Interview with Goldsmiths' Company New Designers 2015 Award Winners Karen Westland and Ieva Mikutaite - Part One
Why did you decide to pursue a career in the jewellery industry?
Ieva: I was attracted by jewellery ever since I was little. It’s quite funny, I don’t really wear much. I think I prefer making it at this point in my life. I always wondered what it would be like to be able to make it yourself and I always wanted to find out more about that. I never studied art or anything like that because my parents did not want me to do that especially my father and I ended up studying something that wasn’t my cup of tea but I got through it and then I started working in an office which was not my cup of tea. Eventually I thought I am not 100 years old yet, I can still change my life and I think that sometimes you need to experiment to see if you can get in a place where you feel happier so that’s how I decided to get into jewellery. I had it as a hobby for a few years before I made my final decision but the longer I did it, the more I enjoyed it, and I thought since I am doing it already I might as well learn how to do it in a more professional way.
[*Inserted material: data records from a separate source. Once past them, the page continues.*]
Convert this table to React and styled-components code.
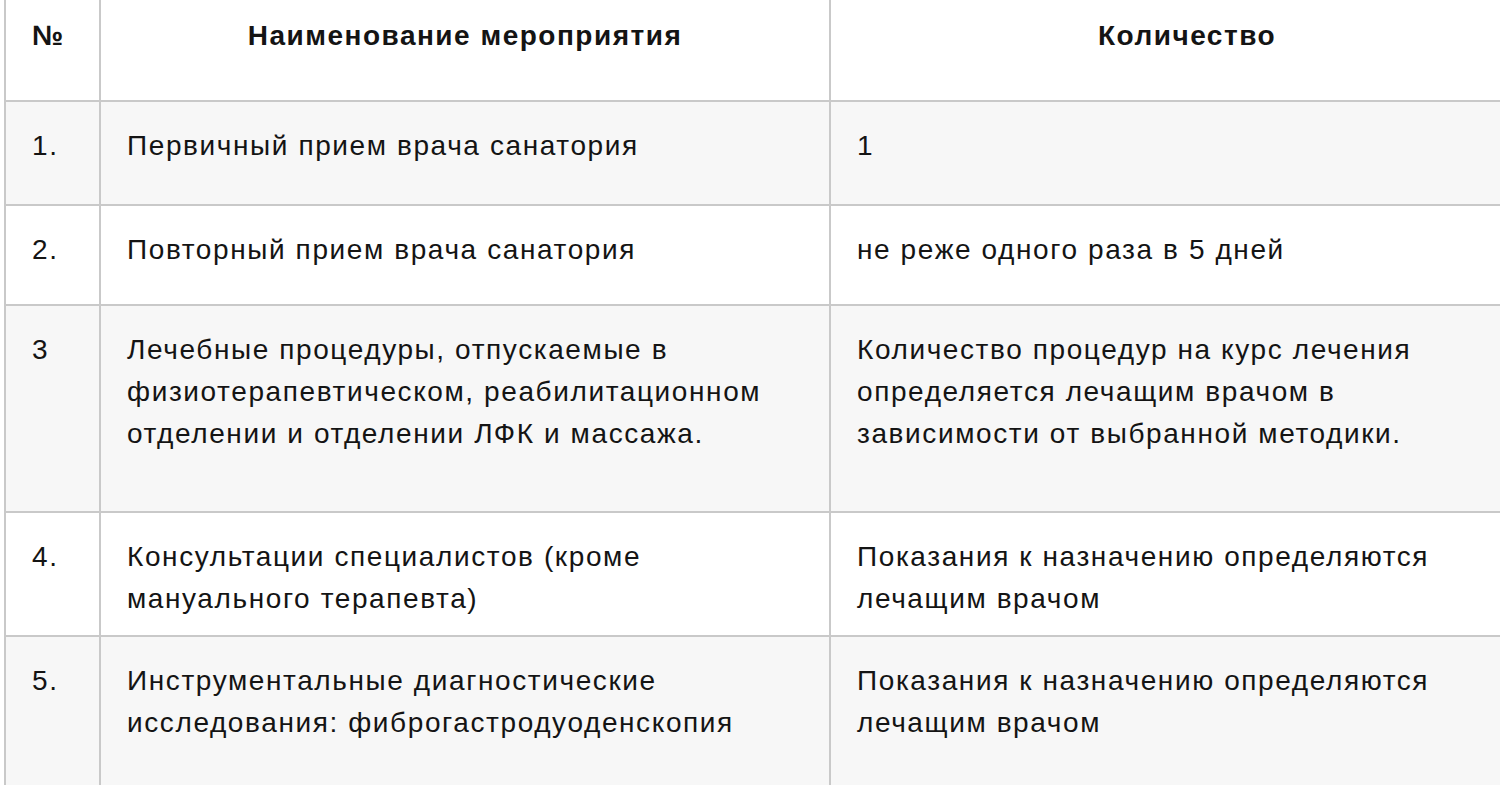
import styled, { createGlobalStyle } from "styled-components";

const GlobalStyle = createGlobalStyle`
    html, body {
        margin: 0;
        padding: 0;
        background: #fff;
        overflow: hidden;
    }
`;

const rows = [
    {num: "1.", name: ["Первичный прием врача санатория"], count: ["1"], height: 104},
    {num: "2.", name: ["Повторный прием врача санатория"], count: ["не реже одного раза в 5 дней"], height: 100},
    {
        num: "3",
        name: ["Лечебные процедуры, отпускаемые в", "физиотерапевтическом, реабилитационном", "отделении и отделении ЛФК и массажа."],
        count: ["Количество процедур на курс лечения", "определяется лечащим врачом в", "зависимости от выбранной методики."],
        height: 207,
    },
    {
        num: "4.",
        name: ["Консультации специалистов (кроме", "мануального терапевта)"],
        count: ["Показания к назначению определяются", "лечащим врачом"],
        height: 124,
    },
    {
        num: "5.",
        name: ["Инструментальные диагностические", "исследования: фиброгастродуоденскопия"],
        count: ["Показания к назначению определяются", "лечащим врачом"],
        height: 180,
    },
];

function App() {
    return (
        <>
            <GlobalStyle/>
            <Page>
                <Table>
                    <colgroup>
                        <col style={{width: 95}}/>
                        <col style={{width: 730}}/>
                        <col style={{width: 714}}/>
                    </colgroup>
                    <thead>
                        <Row $height={106}>
                            <HeadCell $align="left">№</HeadCell>
                            <HeadCell>Наименование мероприятия</HeadCell>
                            <HeadCell>Количество</HeadCell>
                        </Row>
                    </thead>
                    <tbody>
                        {rows.map((row, i) => (
                            <Row key={row.num} $height={row.height} $shaded={i % 2 === 0}>
                                <Cell>{row.num}</Cell>
                                <Cell>{row.name.map((line) => <Line key={line}>{line}</Line>)}</Cell>
                                <Cell>{row.count.map((line) => <Line key={line}>{line}</Line>)}</Cell>
                            </Row>
                        ))}
                    </tbody>
                </Table>
            </Page>
        </>
    );
}

export const Page = styled.div`
    width: 1500px;
    height: 785px;
    overflow: hidden;
    padding-left: 4px;
    font-family: "Liberation Sans", Arial, sans-serif;
    color: #141414;
`;

export const Table = styled.table`
    width: 1540px;
    margin-top: -5px;
    table-layout: fixed;
    border-collapse: collapse;
    font-size: 28px;
    line-height: 42px;
    letter-spacing: 1.6px;
`;

export const Row = styled.tr`
    height: ${({$height}) => $height}px;
    background: ${({$shaded}) => ($shaded ? "#f7f7f7" : "#fff")};
`;

export const HeadCell = styled.th`
    vertical-align: top;
    text-align: ${({$align}) => $align || "center"};
    padding: 20px 26px 0;
    font-weight: 700;
    letter-spacing: 1.5px;
    border: 2px solid #c9c9c9;
    border-top: none;
`;

export const Cell = styled.td`
    vertical-align: top;
    padding: 23px 26px 0;
    border: 2px solid #c9c9c9;
`;

export const Line = styled.div`
    white-space: nowrap;
`;

export default App;
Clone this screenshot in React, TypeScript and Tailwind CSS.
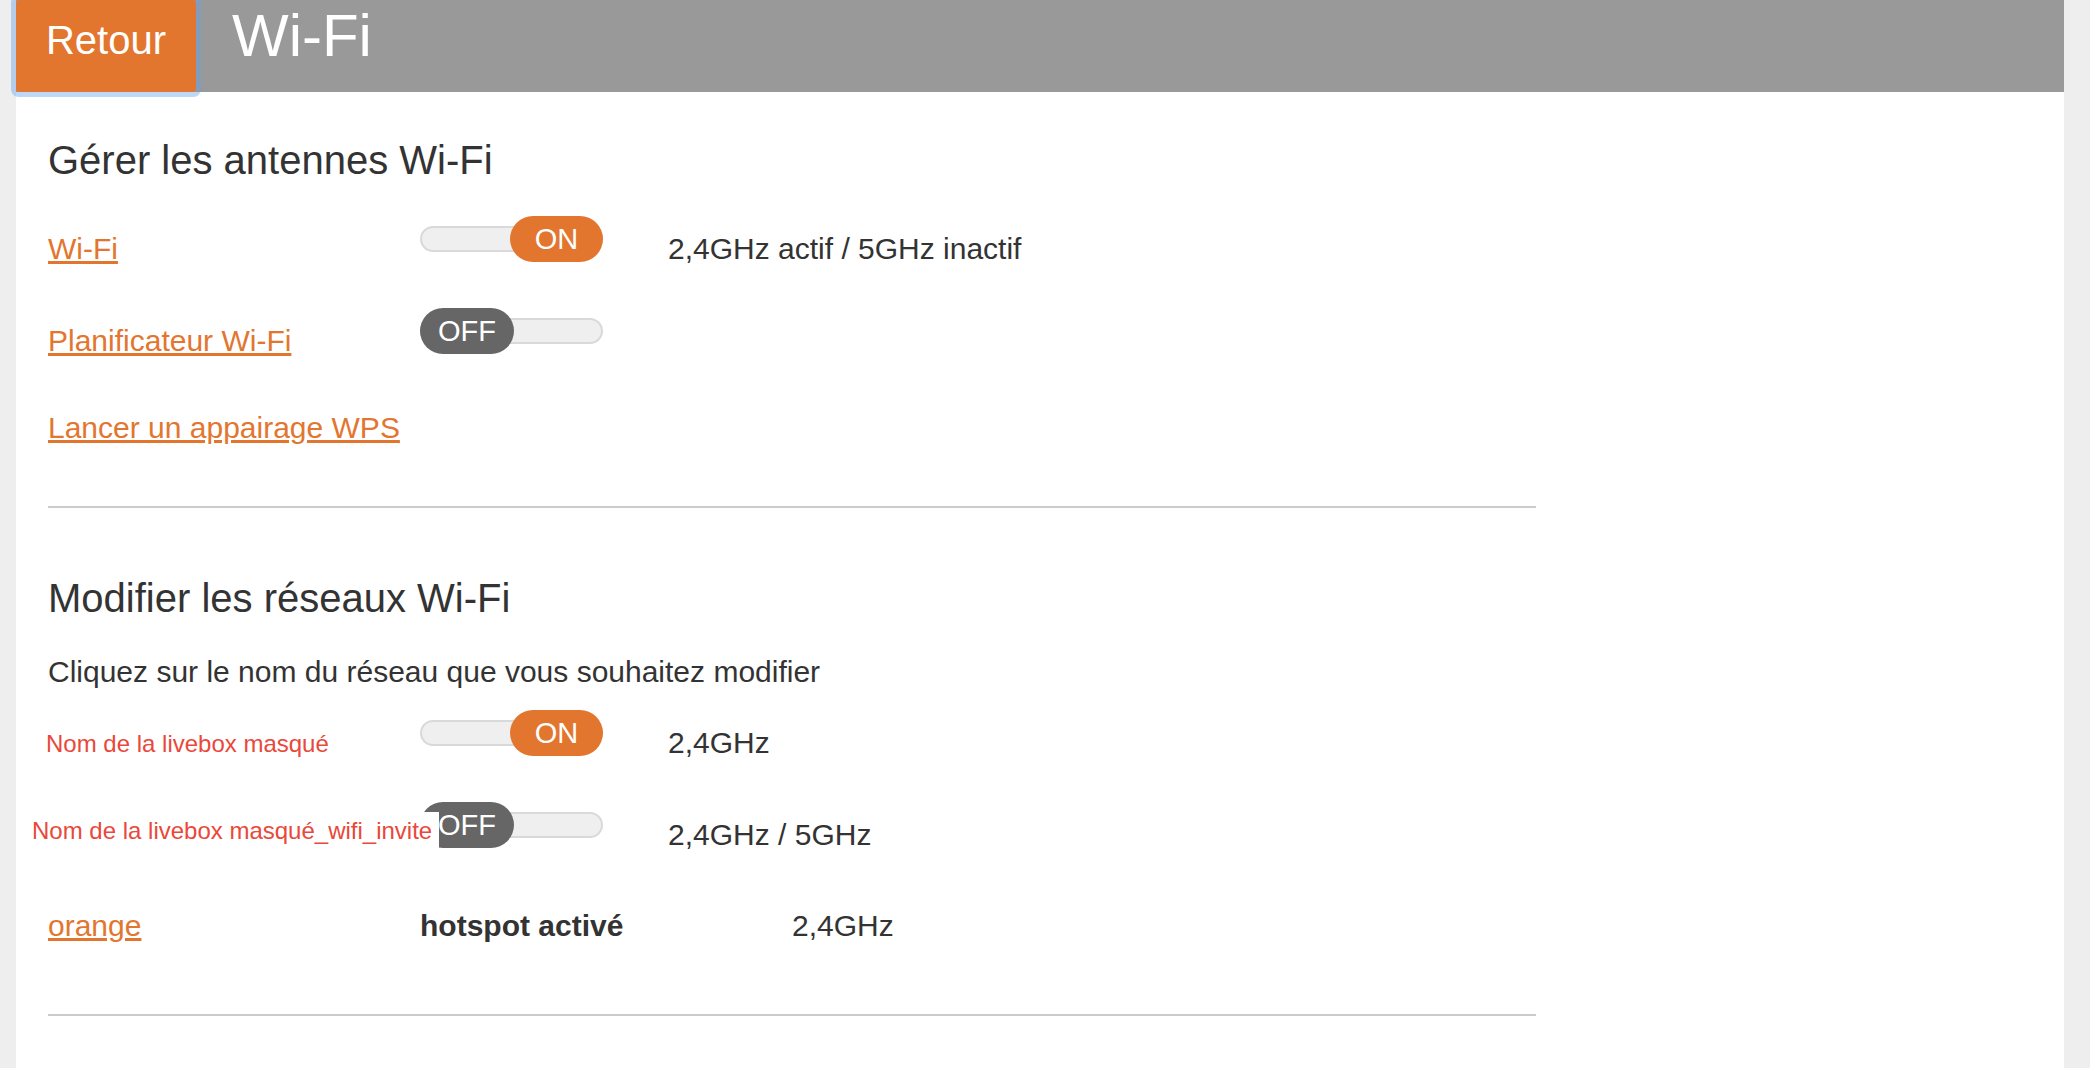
import React from "react";

function Toggle({ on }: { on: boolean }) {
  return (
    <div className="relative h-[46px] w-[183px]">
      <div className="absolute left-0 right-0 top-[10px] h-[26px] rounded-full border-2 border-[#d9d9d9] bg-[#efefef]" />
      {on ? (
        <div className="absolute right-0 top-0 flex h-[46px] w-[93px] items-center justify-center rounded-full bg-[#e3762f] pt-[1px] text-[29px] leading-none text-white">
          ON
        </div>
      ) : (
        <div className="absolute left-0 top-0 flex h-[46px] w-[94px] items-center justify-center rounded-full bg-[#666666] pt-[1px] text-[29px] leading-none text-white">
          OFF
        </div>
      )}
    </div>
  );
}

export default function App() {
  return (
    <div className="min-h-screen bg-[#eeeeee] font-['Liberation_Sans',Arial,sans-serif] text-[#333333]">
      <div className="ml-[16px] min-h-[1068px] w-[2048px] bg-white">
        <header className="flex h-[92px] bg-[#999999]">
          <button className="relative z-10 flex h-[92px] w-[180px] items-start justify-center rounded-[3px] bg-[#e3762f] pt-[20px] text-[40px] leading-[40px] text-white shadow-[0_0_0_5px_rgba(100,160,230,0.42)]">
            Retour
          </button>
          <h1 className="ml-[36px] pt-[6px] text-[60px] font-normal leading-[60px] text-white">
            Wi-Fi
          </h1>
        </header>

        <main className="w-[1520px] pl-[32px]">
          <h2 className="mt-[48px] text-[40px] leading-[40px]">Gérer les antennes Wi-Fi</h2>

          <div className="mt-[36px]">
            <div className="flex h-[92px]">
              <div className="w-[372px] pt-[18px] text-[30px] leading-[30px]">
                <a href="#" className="text-[#e3762f] underline">Wi-Fi</a>
              </div>
              <div className="w-[248px]">
                <Toggle on={true} />
              </div>
              <div className="pt-[18px] text-[30px] leading-[30px]">2,4GHz actif / 5GHz inactif</div>
            </div>

            <div className="flex h-[92px]">
              <div className="w-[372px] pt-[18px] text-[30px] leading-[30px]">
                <a href="#" className="text-[#e3762f] underline">Planificateur Wi-Fi</a>
              </div>
              <div className="w-[248px]">
                <Toggle on={false} />
              </div>
            </div>

            <div className="h-[106px] pt-[13px] text-[30px] leading-[30px]">
              <a href="#" className="text-[#e3762f] underline">Lancer un appairage WPS</a>
            </div>
          </div>

          <div className="h-[2px] bg-[#cbcbcb]" />

          <h2 className="mt-[70px] text-[40px] leading-[40px]">Modifier les réseaux Wi-Fi</h2>
          <p className="mt-[39px] text-[30px] leading-[30px]">
            Cliquez sur le nom du réseau que vous souhaitez modifier
          </p>

          <div className="mt-[23px]">
            <div className="flex h-[92px]">
              <div className="-ml-[2px] w-[374px] pt-[22px] text-[24px] leading-[24px] text-[#e9483a]">
                Nom de la livebox masqué
              </div>
              <div className="w-[248px]">
                <Toggle on={true} />
              </div>
              <div className="pt-[18px] text-[30px] leading-[30px]">2,4GHz</div>
            </div>

            <div className="relative flex h-[92px]">
              <div className="w-[372px]" />
              <div className="w-[248px]">
                <Toggle on={false} />
              </div>
              <div className="pt-[18px] text-[30px] leading-[30px]">2,4GHz / 5GHz</div>
              <div className="absolute left-[-18px] top-[10px] h-[40px] w-[409px] bg-white pl-[2px] pt-[7px] text-[24px] leading-[24px] text-[#e9483a]">
                Nom de la livebox masqué_wifi_invite
              </div>
            </div>

            <div className="flex h-[92px]">
              <div className="w-[372px] pt-[17px] text-[30px] leading-[30px]">
                <a href="#" className="text-[#e3762f] underline">orange</a>
              </div>
              <div className="w-[372px] pt-[17px] text-[30px] font-bold leading-[30px]">hotspot activé</div>
              <div className="pt-[17px] text-[30px] leading-[30px]">2,4GHz</div>
            </div>
          </div>

          <div className="mt-[28px] h-[2px] bg-[#cbcbcb]" />
        </main>
      </div>
    </div>
  );
}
Karen, I know that you work with 100% recycled materials. Do you think that's something that defines your work?
Karen: I know that once graduating and having done a couple of exhibitions no one seems interested as such in it. It’s always a positive once it gets into conversation but I think in terms of jewellery and silverware it's always the aesthetics and immediate things that are valuable about your work. I think as a maker you have that responsibility whether it visually changes your work or not, it’s important to try and maintain some sort of ethical standard. But then if you can try and direct the industry into an improved way of working, I mean my processes are nowhere near perfect yet, there are still lots of things that I need to improve on but just making those small footsteps, I think that kind of progression is important to identify each initial attainment and try and make things a bit better.
Karen you have won many awards and bursary, have these awards helped you progress your career, network or gain experience? So it’s not just the New Designers Award, you’ve got the Precious Metal Bursary, the Peter Wylie Davidson Memorial Prize and the GSA Sustainability Prize.
Karen: I would say that the most important thing is the reassuring that what you are doing is ok, you are heading in the right direction particularly with the sustainability one because of the amount of effort that goes into trying to always source materials. It’s usually difficult and having some people identifying the hard work that goes into making something, it’s rewarding in a way.
So what is the Sustainability Prize?
Karen: The Sustainability Prize is a general prize in the Glasgow School of Art for fine art, design, architecture or anything else. I was thinking I can’t get it because there is going to be an architectural building that’s all eco friendly but it was just the different types of 3D printing I was exploring like recycled materials and having to make things by hand. It was the process and documenting that but also just trying to find the right suppliers and making a list of all the connections and things that will help in the future and the Art School was trying to promote sustainable practice.
Your piece that won the New Designers Silversmithing Award was inspired by space exploration obviously you got an interest in that where does that interest come from, how did you research it?
Karen: My main interest is social environment issues. Every project we have in Art School was kind of a moral social or environmental issue that I would look at and I think that for space, I just find it bizarre that we always look at space and why do we invest so much money into something like that when we could be investing into poverty or issues already on earth. But at the same time space exploration does actually help things like identifying issues of climate change so I think it’s a very complex and interesting too, maybe it’s solving problems or maybe it’s not. Is it environmentally friendly or is it completely destructive? It’s a strange industry.
Ieva, why did you choose you choose to do kinetic jewellery and what did you find interesting about it?
Ieva: I find it challenging but conquering the challenge is the most satisfying thing to me. Ever since I started making jewellery something had to move in my pieces I couldn’t make a still piece there had to be something, at least a tiny little part that moved. I find it fascinating and I find it playful and it’s along the lines of my idea about childhood and exploring things. Plus I wanted my jewellery to do things that people might not necessarily expected to do. For example if you look at that piece that contracted and you didn’t know that it can expand it has like a hidden secret that ‘s interesting to discover and you could just hand it to someone and let them play around for a while and see whether they can come up with the fact that it expands. I thought it would be quite interesting to experiment with that and I would like to continue. It’s really difficult and it makes my work more expensive that I would like it to be as well so it’s kind of an issue at the moment but I am trying to work on it.
So what’s the biggest challenge about making something new, is it ensuring its smooth movement?
Ieva: With my pieces I think the biggest challenge is to assemble everything. Even the preparation because there are so many small parts that you need to include to get the piece done. All the rivets and the tiniest bits of tube which I can only handle with tweezers so all that takes time and it’s a challenge.